The image shows the field of planetary nebula NGC 2392 (the Clown nebula) captured with a Jeulin grating (100 lines/mm) placed 21 mm in front ot the surface of KAF-0400 CCD equipping the Audine camera (slitless spectrograph configuration). The telescope is a flat-field camera of 190 mm at F/D=4. The final image represents a stack of ten 2 minutes exposures. The zero order of this one is just on the right center of the image (one may guess the nebular glow). Notice that each star has a spectrum associated. The nebula spectrum is complex: one sees at the same time the spectrum of the central star which is of magnitude 9 approximately and several monochromatic images of the nebula which are superimposed on it. The Jeulin grating concentrates approximately 50% of the signal in the order #0, 40% in the order #1 and 10% in the other orders.

The following figure presents the spectral profile of NGC 2392 extracted from the preceding image. The lines [ OIII ] at 5007 angstroms and Ha at 6563 angstroms are particularly intense. The spectrum shows in fact monochromatic images of the nebula (the "continuum" spectrum of its central star is also visible). The hole in the lines is explained well if one remembers that nebula is a ring and that spectral profile pass roughly by its center.

 

Spectral profile of nebula NGC 2392.


 

NGC 6210

 

 

The nebula NGC 6210 observed with the 190-mm telescope and a Rainbow Optics grating of 200 lines/mm (April, 24, 1999).
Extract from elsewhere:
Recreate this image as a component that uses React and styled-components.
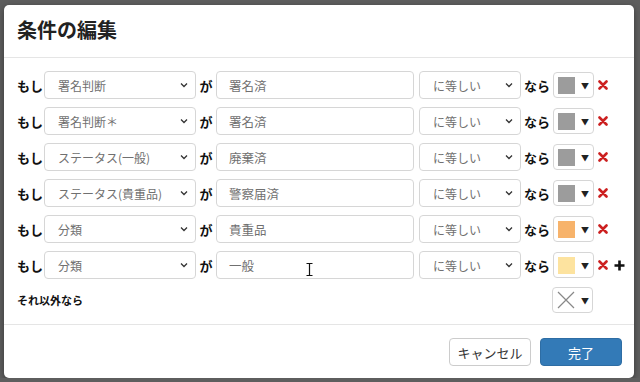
import React from "react";
import styled, { createGlobalStyle } from "styled-components";

const GlobalStyle = createGlobalStyle`
  html, body {
    margin: 0;
    padding: 0;
    background: #5e5e5e;
    font-family: "Noto Sans CJK JP", "Noto Sans", sans-serif;
  }
`;

const rows = [
  { field: "署名判断", value: "署名済", color: "#9c9c9c" },
  { field: "署名判断＊", value: "署名済", color: "#9c9c9c" },
  { field: "ステータス(一般)", value: "廃棄済", color: "#9c9c9c" },
  { field: "ステータス(貴重品)", value: "警察届済", color: "#9c9c9c" },
  { field: "分類", value: "貴重品", color: "#f7b36b" },
  { field: "分類", value: "一般", color: "#fde39f", last: true },
];

export default function App() {
  return (
    <>
      <GlobalStyle />
      <Modal>
        <Header>
          <Title>条件の編集</Title>
        </Header>
        <Body>
          {rows.map((row, i) => (
            <Row key={i}>
              <Label $width={27}>もし</Label>
              <Select $width={152}>
                <span>{row.field}</span>
                <Chevron />
              </Select>
              <Label $width={20} $center>
                が
              </Label>
              <Input>
                {row.value}
                {row.last && <Cursor />}
              </Input>
              <Select $width={102} $gap={5}>
                <span>に等しい</span>
                <Chevron />
              </Select>
              <Label $width={32} $center>
                なら
              </Label>
              <Picker>
                <Swatch $color={row.color} />
                <Caret>▼</Caret>
              </Picker>
              <Delete />
              {row.last && <Plus />}
            </Row>
          ))}
          <ElseRow>
            <ElseLabel>それ以外なら</ElseLabel>
            <Picker>
              <NoColor />
              <Caret>▼</Caret>
            </Picker>
          </ElseRow>
        </Body>
        <Footer>
          <Button>キャンセル</Button>
          <Button $primary>完了</Button>
        </Footer>
      </Modal>
    </>
  );
}

function Chevron() {
  return (
    <svg width="8" height="6" viewBox="0 0 8 6">
      <path d="M1 1.5 L4 4.5 L7 1.5" fill="none" stroke="#333" strokeWidth="1.3" />
    </svg>
  );
}

function Delete() {
  return (
    <IconWrap $left={4}>
      <svg width="10" height="10" viewBox="0 0 10 10">
        <path d="M1.5 1.5 L8.5 8.5 M8.5 1.5 L1.5 8.5" stroke="#cc2020" strokeWidth="2.6" strokeLinecap="round" />
      </svg>
    </IconWrap>
  );
}

function Plus() {
  return (
    <IconWrap $left={6}>
      <svg width="11" height="11" viewBox="0 0 11 11">
        <path d="M5.5 0.5 V10.5 M0.5 5.5 H10.5" stroke="#111" strokeWidth="2.6" />
      </svg>
    </IconWrap>
  );
}

function NoColor() {
  return (
    <svg width="18" height="18" viewBox="0 0 18 18">
      <path d="M1 1 L17 17 M17 1 L1 17" stroke="#888" strokeWidth="1.2" />
    </svg>
  );
}

function Cursor() {
  return (
    <CursorIcon width="7" height="13" viewBox="0 0 7 13">
      <path d="M0.5 0.5 H6.5 M3.5 0.5 V12.5 M0.5 12.5 H6.5" stroke="#111" strokeWidth="1.2" fill="none" />
    </CursorIcon>
  );
}

const Modal = styled.div`
  margin: 5px 0 0 4px;
  width: 630px;
  height: 373px;
  background: #fff;
  border-radius: 5px;
  box-shadow: 0 2px 6px rgba(0, 0, 0, 0.4);
  display: flex;
  flex-direction: column;
  overflow: hidden;
`;

const Header = styled.div`
  height: 53px;
  padding: 0 13px 4px;
  display: flex;
  align-items: center;
  border-bottom: 1px solid #e5e5e5;
  box-sizing: border-box;
`;

const Title = styled.h4`
  margin: 0;
  font-size: 20px;
  font-weight: 700;
  color: #222;
`;

const Body = styled.div`
  padding: 13px 13px 11px;
  display: flex;
  flex-direction: column;
  gap: 8px;
  border-bottom: 1px solid #e5e5e5;
`;

const Row = styled.div`
  display: flex;
  align-items: center;
  height: 28px;
`;

const Label = styled.span`
  width: ${(p) => p.$width}px;
  flex: none;
  white-space: nowrap;
  text-align: ${(p) => (p.$center ? "center" : "left")};
  font-size: 13px;
  font-weight: 700;
  color: #111;
`;

const Select = styled.div`
  width: ${(p) => p.$width}px;
  margin-left: ${(p) => p.$gap || 0}px;
  height: 28px;
  box-sizing: border-box;
  flex: none;
  display: flex;
  align-items: center;
  justify-content: space-between;
  padding: 0 7px 0 13px;
  border: 1px solid #d6d6d6;
  border-radius: 4px;
  font-size: 12px;
  color: #707070;
  white-space: nowrap;
`;

const Input = styled.div`
  position: relative;
  width: 198px;
  height: 28px;
  box-sizing: border-box;
  flex: none;
  display: flex;
  align-items: center;
  padding: 0 12px;
  border: 1px solid #d6d6d6;
  border-radius: 4px;
  font-size: 12.5px;
  color: #707070;
`;

const CursorIcon = styled.svg`
  position: absolute;
  left: 89px;
  top: 11px;
`;

const Picker = styled.div`
  width: 41px;
  height: 26px;
  box-sizing: border-box;
  flex: none;
  display: flex;
  align-items: center;
  gap: 6px;
  padding: 0 0 0 4px;
  border: 1px solid #d6d6d6;
  border-radius: 4px;
  background: #fff;
`;

const Swatch = styled.div`
  width: 17px;
  height: 17px;
  background: ${(p) => p.$color};
`;

const Caret = styled.span`
  font-size: 8px;
  color: #222;
`;

const IconWrap = styled.span`
  margin-left: ${(p) => p.$left}px;
  display: flex;
  align-items: center;
`;

const ElseRow = styled.div`
  display: flex;
  align-items: center;
  justify-content: space-between;
  padding-right: 28px;
  height: 26px;
`;

const ElseLabel = styled.span`
  font-size: 11px;
  font-weight: 700;
  color: #111;
`;

const Footer = styled.div`
  flex: 1;
  display: flex;
  justify-content: flex-end;
  align-items: flex-start;
  gap: 9px;
  padding: 13px 12px 0;
`;

const Button = styled.button`
  width: 82px;
  height: 28px;
  border-radius: 4px;
  font-family: inherit;
  font-size: 13px;
  border: 1px solid ${(p) => (p.$primary ? "#2e6da4" : "#ccc")};
  background: ${(p) => (p.$primary ? "#337ab7" : "#fff")};
  color: ${(p) => (p.$primary ? "#fff" : "#333")};
`;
We favorise here luminosity rather than the spectral resolution. Thus, the grating is placed very close to the CCD: 13.4 mm in front of it. This was possible with Audine camera by placing the grating even inside the box of the camera. Dispersion is of 32 A/mm approximately.

Spectral profile of NGC 6210 captured with the grating Rainbow Optics.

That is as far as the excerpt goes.